Test Statistic (Z-score): 3.952847075210475


In [25]:
# Calculate the critical value
critical_value = norm.ppf(1 - alpha/2)
print("Critical Value:", critical_value)

# Calculate the p-value
p_value = 2 * (1 - norm.cdf(np.abs(Z)))
print("P-value:", p_value)

# Make a decision based on the p-value
if p_value < alpha:
    print("Reject the null hypothesis: There is evidence that the click-through rate is different from 0.5.")
else:
    print("Fail to reject the null hypothesis: There is no evidence that the click-through rate is different from 0.5.")

Critical Value: 1.959963984540054
P-value: 7.72267955053696e-05
Reject the null hypothesis: There is evidence that the click-through rate is different from 0.5.


![Screenshot 2024-05-11 130208.png](attachment:0fe4efd3-fd38-4d39-b1fc-0c98ee451e81.png)

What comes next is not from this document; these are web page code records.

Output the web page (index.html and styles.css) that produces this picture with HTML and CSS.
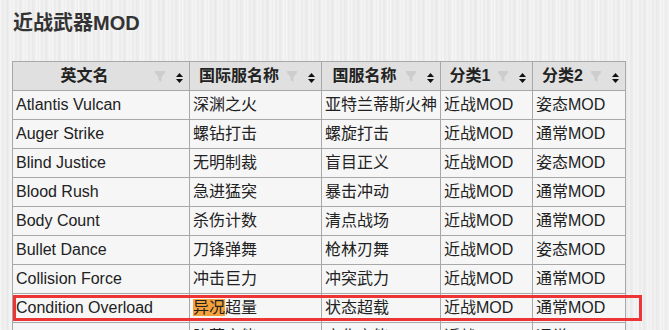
FILE: index.html
```html
<!DOCTYPE html>
<html lang="zh">
<head>
<meta charset="utf-8">
<title>近战武器MOD</title>
<link rel="stylesheet" href="styles.css">
</head>
<body>
<div class="page">
  <h2 class="title">近战武器MOD</h2>
  <div class="wrap">
    <table class="mods">
      <colgroup>
        <col class="c1"><col class="c2"><col class="c3"><col class="c4"><col class="c5">
      </colgroup>
      <thead>
        <tr>
          <th><div class="hd"><span class="ht">英文名</span><svg class="funnel" viewBox="0 0 10 11" width="10" height="11"><path d="M0 0H10V2L6.5 6V11L3.5 9V6L0 2Z"/></svg><svg class="sort" viewBox="0 0 7 10" width="7" height="10"><path d="M3.5 0L7 4H0Z M0 6H7L3.5 10Z"/></svg></div></th>
          <th><div class="hd"><span class="ht">国际服名称</span><svg class="funnel" viewBox="0 0 10 11" width="10" height="11"><path d="M0 0H10V2L6.5 6V11L3.5 9V6L0 2Z"/></svg><svg class="sort" viewBox="0 0 7 10" width="7" height="10"><path d="M3.5 0L7 4H0Z M0 6H7L3.5 10Z"/></svg></div></th>
          <th><div class="hd"><span class="ht">国服名称</span><svg class="funnel" viewBox="0 0 10 11" width="10" height="11"><path d="M0 0H10V2L6.5 6V11L3.5 9V6L0 2Z"/></svg><svg class="sort" viewBox="0 0 7 10" width="7" height="10"><path d="M3.5 0L7 4H0Z M0 6H7L3.5 10Z"/></svg></div></th>
          <th><div class="hd"><span class="ht">分类1</span><svg class="funnel" viewBox="0 0 10 11" width="10" height="11"><path d="M0 0H10V2L6.5 6V11L3.5 9V6L0 2Z"/></svg><svg class="sort" viewBox="0 0 7 10" width="7" height="10"><path d="M3.5 0L7 4H0Z M0 6H7L3.5 10Z"/></svg></div></th>
          <th><div class="hd"><span class="ht">分类2</span><svg class="funnel" viewBox="0 0 10 11" width="10" height="11"><path d="M0 0H10V2L6.5 6V11L3.5 9V6L0 2Z"/></svg><svg class="sort" viewBox="0 0 7 10" width="7" height="10"><path d="M3.5 0L7 4H0Z M0 6H7L3.5 10Z"/></svg></div></th>
        </tr>
      </thead>
      <tbody>
        <tr><td>Atlantis Vulcan</td><td>深渊之火</td><td>亚特兰蒂斯火神</td><td>近战MOD</td><td>姿态MOD</td></tr>
        <tr><td>Auger Strike</td><td>螺钻打击</td><td>螺旋打击</td><td>近战MOD</td><td>通常MOD</td></tr>
        <tr><td>Blind Justice</td><td>无明制裁</td><td>盲目正义</td><td>近战MOD</td><td>姿态MOD</td></tr>
        <tr><td>Blood Rush</td><td>急进猛突</td><td>暴击冲动</td><td>近战MOD</td><td>通常MOD</td></tr>
        <tr><td>Body Count</td><td>杀伤计数</td><td>清点战场</td><td>近战MOD</td><td>通常MOD</td></tr>
        <tr><td>Bullet Dance</td><td>刀锋弹舞</td><td>枪林刃舞</td><td>近战MOD</td><td>姿态MOD</td></tr>
        <tr><td>Collision Force</td><td>冲击巨力</td><td>冲突武力</td><td>近战MOD</td><td>通常MOD</td></tr>
        <tr><td>Condition Overload</td><td><span class="hl">异况</span>超量</td><td>状态超载</td><td>近战MOD</td><td>通常MOD</td></tr>
        <tr><td>Corrupt Charge</td><td>堕落充能</td><td>腐化充能</td><td>近战MOD</td><td>通常MOD</td></tr>
      </tbody>
    </table>
    <div class="mark"></div>
  </div>
</div>
</body>
</html>
```

FILE: styles.css
```css
html, body {
  margin: 0;
  padding: 0;
  height: 100%;
  overflow: hidden;
}
body {
  background-color: #efefef;
  background-image:
    repeating-linear-gradient(90deg,
      rgba(255,255,255,0.55) 0px, rgba(255,255,255,0) 2px,
      rgba(0,0,0,0.025) 3px, rgba(255,255,255,0.3) 5px,
      rgba(0,0,0,0.03) 7px, rgba(255,255,255,0) 9px,
      rgba(255,255,255,0.4) 11px, rgba(0,0,0,0.02) 13px);
  font-family: "Liberation Sans", "Noto Sans CJK SC", Arial, sans-serif;
  color: #222;
}
.page {
  padding: 11px 12px 0 12px;
}
.title {
  margin: 0 0 26px 1px;
  font-size: 20px;
  line-height: 24px;
  font-weight: bold;
  color: #333;
}
.wrap {
  position: relative;
}
.mods {
  border-collapse: collapse;
  table-layout: fixed;
  width: 614px;
  font-size: 16px;
}
.c1 { width: 177px; }
.c2 { width: 132px; }
.c3 { width: 119px; }
.c4 { width: 92px; }
.c5 { width: 93px; }
.mods th, .mods td {
  border: 1px solid #a8a8a8;
  padding: 4px 3px;
  line-height: 20px;
  text-align: left;
  white-space: nowrap;
  overflow: hidden;
}
.mods td {
  background: #f6f6f6;
  color: #222;
}
.mods th {
  background: #e0e0e0;
  font-weight: bold;
  color: #222;
  padding-right: 6px;
}
.hd {
  display: flex;
  align-items: center;
}
.ht {
  flex: 1;
  text-align: center;
  margin-right: 2px;
}
.funnel {
  fill: #cdcdcd;
  margin-right: 11px;
  margin-top: 1px;
}
.sort {
  fill: #111;
  margin-top: 3px;
}
.hl {
  background: #f6a23c;
}
.mark {
  position: absolute;
  left: 1px;
  top: 234px;
  width: 623px;
  height: 20px;
  border: 3px solid #ee3535;
}
```
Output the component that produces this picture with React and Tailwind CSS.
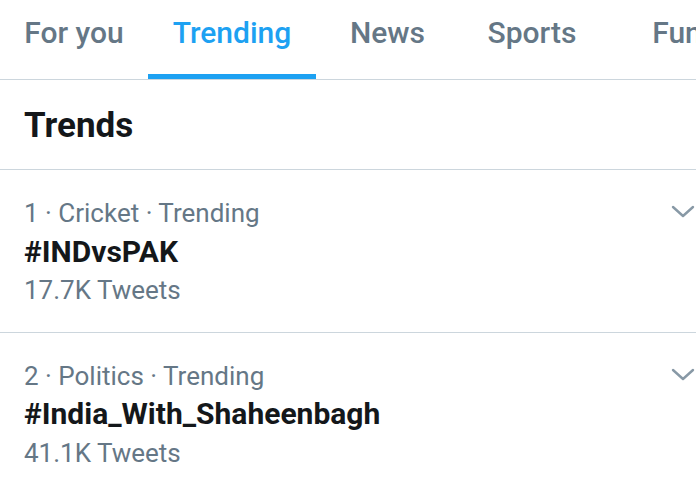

![Screenshot 2024-05-11 130346.png](attachment:bfaf6ce1-c5cb-4e46-8af7-52076c33bd59.png)

In [26]:
# Calculate confidence interval
margin_of_error = critical_value * SE
lower_bound = p_hat - margin_of_error
upper_bound = p_hat + margin_of_error

print("Confidence Interval: [{:.4f}, {:.4f}]".format(lower_bound, upper_bound))

Confidence Interval: [0.1752, 0.2248]


### One-Proportion Z-test:

**Advantages:**

* Simple to conduct and understand, making it suitable for comparing a single proportion to a known value.
* Provides a straightforward hypothesis test to determine if the observed proportion significantly differs from a specified value.
* Applicable to large sample sizes, ensuring robustness and reliability of results.

**Disadvantages:**

* Limited to comparing a single proportion to a specified value, making it less flexible for more complex comparisons.
* Assumes that the sample proportion follows a normal distribution, which may not always hold true for small sample sizes or when the population proportion is close to 0 or 1.